▶ **Task prompt**
Can you transcribe the data exactly? Leave the pictures out.

_____

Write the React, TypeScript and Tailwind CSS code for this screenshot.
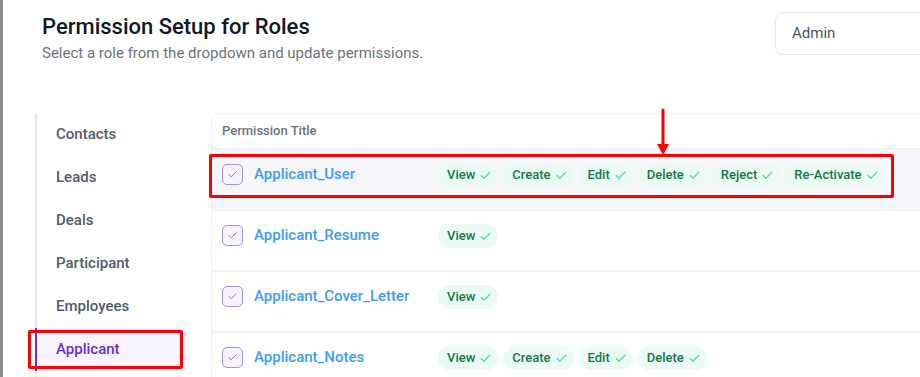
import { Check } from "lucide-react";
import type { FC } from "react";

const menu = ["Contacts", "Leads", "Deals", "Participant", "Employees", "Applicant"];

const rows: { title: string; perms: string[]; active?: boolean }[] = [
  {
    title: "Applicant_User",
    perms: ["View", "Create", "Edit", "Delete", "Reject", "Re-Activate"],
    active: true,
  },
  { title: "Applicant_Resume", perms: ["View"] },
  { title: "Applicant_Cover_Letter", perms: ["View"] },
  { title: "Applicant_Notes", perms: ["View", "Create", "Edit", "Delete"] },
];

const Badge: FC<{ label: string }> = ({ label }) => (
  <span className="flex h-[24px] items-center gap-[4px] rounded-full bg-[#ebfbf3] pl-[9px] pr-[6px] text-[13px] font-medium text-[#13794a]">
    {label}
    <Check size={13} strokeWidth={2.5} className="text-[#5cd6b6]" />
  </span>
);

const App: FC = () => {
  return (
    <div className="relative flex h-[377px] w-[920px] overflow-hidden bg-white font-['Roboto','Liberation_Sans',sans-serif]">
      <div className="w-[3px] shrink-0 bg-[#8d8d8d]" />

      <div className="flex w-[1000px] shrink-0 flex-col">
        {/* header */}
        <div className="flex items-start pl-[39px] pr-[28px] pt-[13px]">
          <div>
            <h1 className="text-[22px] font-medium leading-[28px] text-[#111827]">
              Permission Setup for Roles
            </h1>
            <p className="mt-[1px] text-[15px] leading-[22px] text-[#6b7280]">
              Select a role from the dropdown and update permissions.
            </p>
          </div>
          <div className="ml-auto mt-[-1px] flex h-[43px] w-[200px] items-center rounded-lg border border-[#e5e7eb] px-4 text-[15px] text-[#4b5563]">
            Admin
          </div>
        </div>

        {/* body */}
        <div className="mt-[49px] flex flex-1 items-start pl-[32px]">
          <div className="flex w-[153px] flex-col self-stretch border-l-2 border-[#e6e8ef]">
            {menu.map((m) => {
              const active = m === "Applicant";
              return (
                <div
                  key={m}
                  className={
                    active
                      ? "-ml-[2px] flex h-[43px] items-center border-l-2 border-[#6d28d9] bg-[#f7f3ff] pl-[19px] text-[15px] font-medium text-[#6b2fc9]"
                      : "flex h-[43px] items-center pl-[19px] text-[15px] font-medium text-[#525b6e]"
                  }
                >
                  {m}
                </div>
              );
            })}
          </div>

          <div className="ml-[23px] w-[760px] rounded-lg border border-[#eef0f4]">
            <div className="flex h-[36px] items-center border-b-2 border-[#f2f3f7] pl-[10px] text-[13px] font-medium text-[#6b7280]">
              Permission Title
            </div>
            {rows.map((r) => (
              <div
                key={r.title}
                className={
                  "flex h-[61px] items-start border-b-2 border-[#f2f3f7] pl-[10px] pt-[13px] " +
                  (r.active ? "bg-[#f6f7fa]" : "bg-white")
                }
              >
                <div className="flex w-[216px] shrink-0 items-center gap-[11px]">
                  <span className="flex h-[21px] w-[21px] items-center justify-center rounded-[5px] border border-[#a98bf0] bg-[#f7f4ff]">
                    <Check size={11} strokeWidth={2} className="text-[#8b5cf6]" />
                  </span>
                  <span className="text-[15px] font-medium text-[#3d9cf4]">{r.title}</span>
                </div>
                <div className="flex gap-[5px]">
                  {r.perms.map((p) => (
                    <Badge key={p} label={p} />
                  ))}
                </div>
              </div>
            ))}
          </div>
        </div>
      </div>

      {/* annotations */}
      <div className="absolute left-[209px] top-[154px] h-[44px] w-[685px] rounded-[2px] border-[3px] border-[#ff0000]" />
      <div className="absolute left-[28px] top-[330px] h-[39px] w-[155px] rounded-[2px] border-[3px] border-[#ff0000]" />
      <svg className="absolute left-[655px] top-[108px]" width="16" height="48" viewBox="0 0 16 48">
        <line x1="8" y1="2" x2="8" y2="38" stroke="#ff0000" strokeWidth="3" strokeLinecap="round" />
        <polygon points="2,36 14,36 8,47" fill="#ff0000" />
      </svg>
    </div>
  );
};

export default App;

_____

▶ **Final result**
Write the React, TypeScript and Tailwind CSS code for this screenshot.
import { Check } from "lucide-react";
import type { FC } from "react";

const menu = ["Contacts", "Leads", "Deals", "Participant", "Employees", "Applicant"];

const rows: { title: string; perms: string[]; active?: boolean }[] = [
  {
    title: "Applicant_User",
    perms: ["View", "Create", "Edit", "Delete", "Reject", "Re-Activate"],
    active: true,
  },
  { title: "Applicant_Resume", perms: ["View"] },
  { title: "Applicant_Cover_Letter", perms: ["View"] },
  { title: "Applicant_Notes", perms: ["View", "Create", "Edit", "Delete"] },
];

const Badge: FC<{ label: string }> = ({ label }) => (
  <span className="flex h-[24px] items-center gap-[4px] rounded-full bg-[#ebfbf3] pl-[9px] pr-[6px] text-[13px] font-medium text-[#13794a]">
    {label}
    <Check size={13} strokeWidth={2.5} className="text-[#5cd6b6]" />
  </span>
);

const App: FC = () => {
  return (
    <div className="relative flex h-[377px] w-[920px] overflow-hidden bg-white font-['Roboto','Liberation_Sans',sans-serif]">
      <div className="w-[3px] shrink-0 bg-[#8d8d8d]" />

      <div className="flex w-[1000px] shrink-0 flex-col">
        {/* header */}
        <div className="flex items-start pl-[39px] pr-[28px] pt-[13px]">
          <div>
            <h1 className="text-[22px] font-medium leading-[28px] text-[#111827]">
              Permission Setup for Roles
            </h1>
            <p className="mt-[1px] text-[15px] leading-[22px] text-[#6b7280]">
              Select a role from the dropdown and update permissions.
            </p>
          </div>
          <div className="ml-auto mt-[-1px] flex h-[43px] w-[200px] items-center rounded-lg border border-[#e5e7eb] px-4 text-[15px] text-[#4b5563]">
            Admin
          </div>
        </div>

        {/* body */}
        <div className="mt-[49px] flex flex-1 items-start pl-[32px]">
          <div className="flex w-[153px] flex-col self-stretch border-l-2 border-[#e6e8ef]">
            {menu.map((m) => {
              const active = m === "Applicant";
              return (
                <div
                  key={m}
                  className={
                    active
                      ? "-ml-[2px] flex h-[43px] items-center border-l-2 border-[#6d28d9] bg-[#f7f3ff] pl-[19px] text-[15px] font-medium text-[#6b2fc9]"
                      : "flex h-[43px] items-center pl-[19px] text-[15px] font-medium text-[#525b6e]"
                  }
                >
                  {m}
                </div>
              );
            })}
          </div>

          <div className="ml-[23px] w-[760px] rounded-lg border border-[#eef0f4]">
            <div className="flex h-[36px] items-center border-b-2 border-[#f2f3f7] pl-[10px] text-[13px] font-medium text-[#6b7280]">
              Permission Title
            </div>
            {rows.map((r) => (
              <div
                key={r.title}
                className={
                  "flex h-[61px] items-start border-b-2 border-[#f2f3f7] pl-[10px] pt-[13px] " +
                  (r.active ? "bg-[#f6f7fa]" : "bg-white")
                }
              >
                <div className="flex w-[216px] shrink-0 items-center gap-[11px]">
                  <span className="flex h-[21px] w-[21px] items-center justify-center rounded-[5px] border border-[#a98bf0] bg-[#f7f4ff]">
                    <Check size={11} strokeWidth={2} className="text-[#8b5cf6]" />
                  </span>
                  <span className="text-[15px] font-medium text-[#3d9cf4]">{r.title}</span>
                </div>
                <div className="flex gap-[5px]">
                  {r.perms.map((p) => (
                    <Badge key={p} label={p} />
                  ))}
                </div>
              </div>
            ))}
          </div>
        </div>
      </div>

      {/* annotations */}
      <div className="absolute left-[209px] top-[154px] h-[44px] w-[685px] rounded-[2px] border-[3px] border-[#ff0000]" />
      <div className="absolute left-[28px] top-[330px] h-[39px] w-[155px] rounded-[2px] border-[3px] border-[#ff0000]" />
      <svg className="absolute left-[655px] top-[108px]" width="16" height="48" viewBox="0 0 16 48">
        <line x1="8" y1="2" x2="8" y2="38" stroke="#ff0000" strokeWidth="3" strokeLinecap="round" />
        <polygon points="2,36 14,36 8,47" fill="#ff0000" />
      </svg>
    </div>
  );
};

export default App;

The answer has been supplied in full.